Additionally, film was expensive. Getting your hands on cans of film and then paying for the development and processing and then dealing with either a flatbed or paying for the telecine conversion of the film to edit on an NLE were serious expenses. With the advent of digital, most young filmmakers already own or have access to a decent camera and as long as you have a few memory cards you can shoot and shoot and shoot and just pay for cheap hard drives to store your footage. That’s something that 16mm could never do. Even if you were to use free short-ends of 16mm that you spliced together and shot conservatively you would be looking at 6-10k in just print and development fees for a feature film when 16mm was at its cheapest.

The Amazing amount of inefficiency on a set

One thing that is clear is that there is an amazing amount of inefficiency on set. I can’t tell you how many times I’ve been on set where the PA’s and Grips are literally sitting around bad-mouthing a director or the producers because they’re bored out of their minds and just have nothing else to do but gossip. With a two-person crew, you’re guaranteeing yourself that there is no waste. It’s just picture and sound and both need to be on the ball constantly.

You also have the ability to sneak into places and steal shots with just two people that you couldn’t if you needed to drag along an entourage of fifteen or thirty. Try stealing a shot when you have to pull up in a four-banger with a honeywagon on the back end. Actor trailers don’t make it easy to fly under the radar.

No Name Actors (they’re just insurance anyways)

Getting name actors is great. The quality of the performances you can get from seasoned veteran actors is honestly something that can make a mediocre film into something entertaining – and bad acting can literally ruin any story. But the truth is that if you don’t get into one of the big festivals, the only names that matter in sales these days are really the big marquee names unless you’re trying to make a family film or other certain genres.

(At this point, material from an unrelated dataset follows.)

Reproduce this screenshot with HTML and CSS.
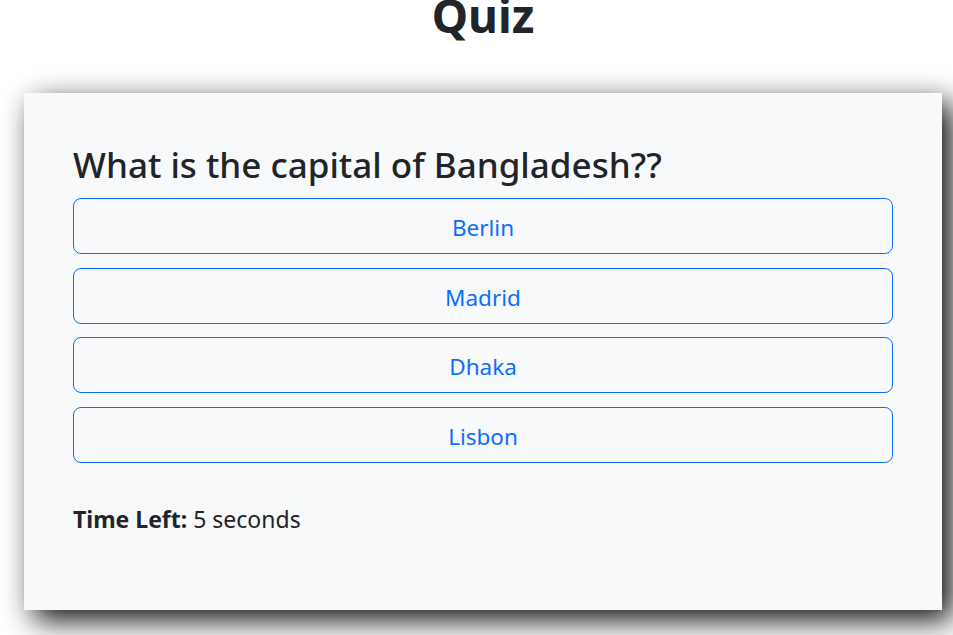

What getting name actors does do for you is act as an insurance policy. If your film is just okay but you have a couple of recognizable faces in it you’ll most likely still get offers from smaller distribution companies and sales agents to try to sell your film. Will the film make a profit? It really depends on the market, how good the film is, and how effective your sales agent and/or marketing strategy is so it’s hard to tell. But one thing is for sure if you use name actors you’re going to up the budget. In addition to name actor salaries, you’re doing quite a few things when you cast known actors. You are instantly becoming a SAG film – which costs time and money, you have to up the level of comfort for known actors with private dressing rooms, limited hours, controlled schedules, etc. – things get complicated.

With unknown actors who are still trying to break in, you can generally shoot for more days, get away with more economical meals, there’s no notion of having a private dressing room – they are usually true team players. And instead of trying to whip them into the best actor in the world, I would suggest you write something that plays to their strengths as an actor or you rewrite a character to fit their natural personality.

Instead of breaking your head trying to cast big names to ensure some kind of distribution for your film, working with unknown actors allows you to make the film much cheaper – conceivably even free – which is very liberating.

Learning how to write with serious constraints

The other thing that having a two-person crew means is that you can’t focus on any of the other stuff that larger crews can worry about. You can’t really dress locations, do special fx make-up – or any make-up at all really, you can’t worry about wardrobe, dolly moves or crane moves are out, you are reduced to using real locations, hand-holding or locking down your camera for just about every shot (unless you’re a Steadicam or gimbal operator yourself).

But instead of looking at all that stuff as a drawback, I think it’s a really fun challenge to approach as a storyteller. If you have access to a couple houses and a bar and you know five actors who really want to work you can come up with TONS of storylines that would be fascinating to watch with those constraints – it really gets back to the basics of telling an interesting human story.

If you’ve never considered making a film with a two-person crew I would recommend trying it out with a short and seeing how much you can actually get accomplished. I have a short film that I’ve been meaning to shoot and I think it might be a great candidate for this style of shooting. It’s written to be hand-held, has one location, and can easily be done with available light. Who knows – maybe I’ll get on it and write an article about the process sometime soon.